The artist of the future will understand that to compose a fairy-tale, a little song which will touch, a lullaby or a riddle which will entertain, a jest which will amuse, or to draw a sketch which will delight dozens of generations or millions of children and adults, is incomparably more important and more fruitful than to compose a novel or a symphony, or paint a picture which will divert some members of the wealthy classes for a short time, and then be forever forgotten. The region of this art of the simple feelings accessible to all is enormous, and it is as yet almost untouched.

The art of the future, therefore, will not be poorer, but infinitely richer in subject-matter. And the form of the art of the future will also not be inferior to the present forms of art, but infinitely superior to them. Superior, not in the sense of having a refined and complex technique, but in the sense of the capacity briefly, simply, and clearly to transmit, without any superfluities, the feeling which the artist has experienced and wishes to transmit.

I remember once speaking to a famous astronomer who had given public lectures on the spectrum analysis of the stars of the Milky Way, and saying it would be a good thing if, with his knowledge and masterly delivery, he would give a lecture merely on the formation and movements of the earth, for certainly there were many people at his lecture on the spectrum analysis of the stars of the Milky Way, especially among the women, who did not well know why night follows day and summer follows winter. The wise astronomer smiled as he answered, "Yes, it would be a good thing, but it would be very difficult. To lecture on the spectrum analysis of the Milky Way is far easier."

And so it is in art. To write a rhymed poem dealing with the times of Cleopatra, or paint a picture of Nero burning Rome, or compose a symphony in the manner of Brahms or Richard Strauss, or an opera like Wagner's, is far easier than to tell a simple story without any unnecessary details, yet so that it should transmit the feelings of the narrator, or to draw a pencil-sketch which should touch or amuse the beholder, or to compose four bars of clear and simple melody, without any accompaniment, which should convey an impression and be remembered by those who hear it.

"It is impossible for us, with our culture, to return to a primitive state," say the artists of our time. "It is impossible for us now to write such stories as that of Joseph or the 'Odyssey,' to produce such statues as the Venus of Milo, or to compose such music as the folk-songs."

And indeed, for the artists of our society and day, it is impossible, but not for the future artist, who will be free from all the perversion of technical improvements hiding the absence of subject-matter, and who, not being a professional artist and receiving no payment for his activity, will only produce art when he feels impelled to do so by an irresistible inner impulse.

The art of the future will thus be completely distinct, both in subject-matter and in form, from what is now called art.
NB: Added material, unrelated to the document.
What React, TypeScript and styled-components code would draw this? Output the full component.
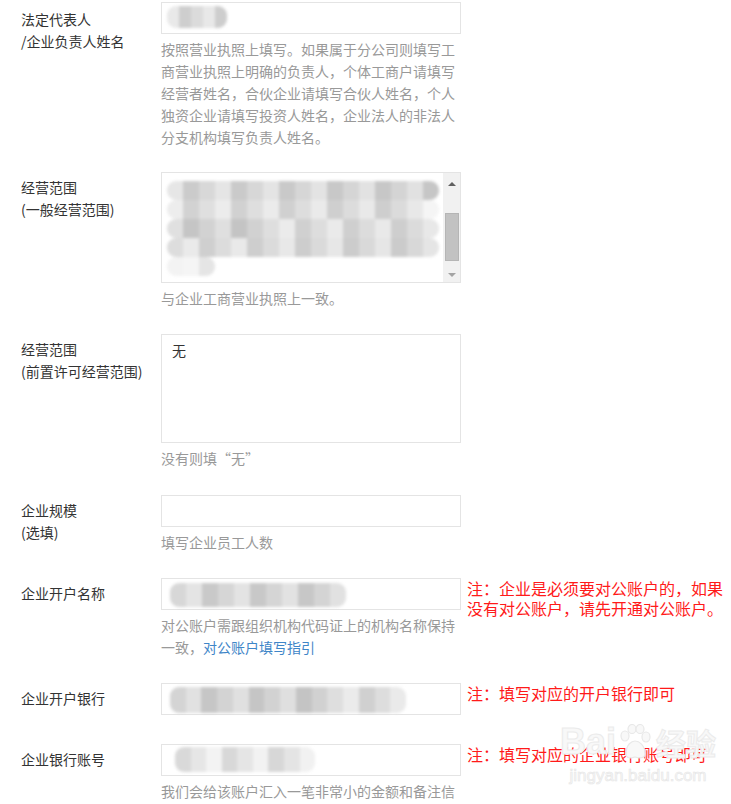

The only subject-matter of the art of the future will be either feelings drawing men toward union, or such as already unite them; and the forms of art will be such as will be open to every one. And therefore, the ideal of excellence in the future will not be the exclusiveness of feeling, accessible only to some, but, on the contrary, its universality. And not bulkiness, obscurity, and complexity of form, as is now esteemed, but, on the contrary, brevity, clearness, and simplicity of expression. Only when art has attained to that, will art neither divert nor deprave men as it does now, calling on them to expend their best strength on it, but be what it should be, – a vehicle wherewith to transmit religious, Christian perception from the realm of reason and intellect into that of feeling, and really drawing people in actual life nearer to that perfection and unity indicated to them by their religious perception.

CHAPTER XX

THE CONCLUSION

I have accomplished, to the best of my ability, this work which has occupied me for fifteen years, on a subject near to me – that of art. By saying that this subject has occupied me for fifteen years, I do not mean that I have been writing this book fifteen years, but only that I began to write on art fifteen years ago, thinking that when once I undertook the task I should be able to accomplish it without a break. It proved, however, that my views on the matter then were so far from clear that I could not arrange them in a way that satisfied me. From that time I have never ceased to think on the subject, and I have recommenced to write on it six or seven times; but each time, after writing a considerable part of it, I have found myself unable to bring the work to a satisfactory conclusion, and have had to put it aside. Now I have finished it; and however badly I may have performed the task, my hope is that my fundamental thought as to the false direction the art of our society has taken and is following, as to the reasons of this, and as to the real destination of art, is correct, and that therefore my work will not be without avail. But that this should come to pass, and that art should really abandon its false path and take the new direction, it is necessary that another equally important human spiritual activity, – science, – in intimate dependence on which art always rests, should abandon the false path which it too, like art, is following.

Science and art are as closely bound together as the lungs and the heart, so that if one organ is vitiated the other cannot act rightly.

True science investigates and brings to human perception such truths and such knowledge as the people of a given time and society consider most important. Art transmits these truths from the region of perception to the region of emotion. Therefore, if the path chosen by science be false, so also will be the path taken by art. Science and art are like a certain kind of barge with kedge-anchors which used to ply on our rivers. Science, like the boats which took the anchors up-stream and made them secure, gives direction to the forward movement; while art, like the windlass worked on the barge to draw it toward the anchor, causes the actual progression. And thus a false activity of science inevitably causes a correspondingly false activity of art.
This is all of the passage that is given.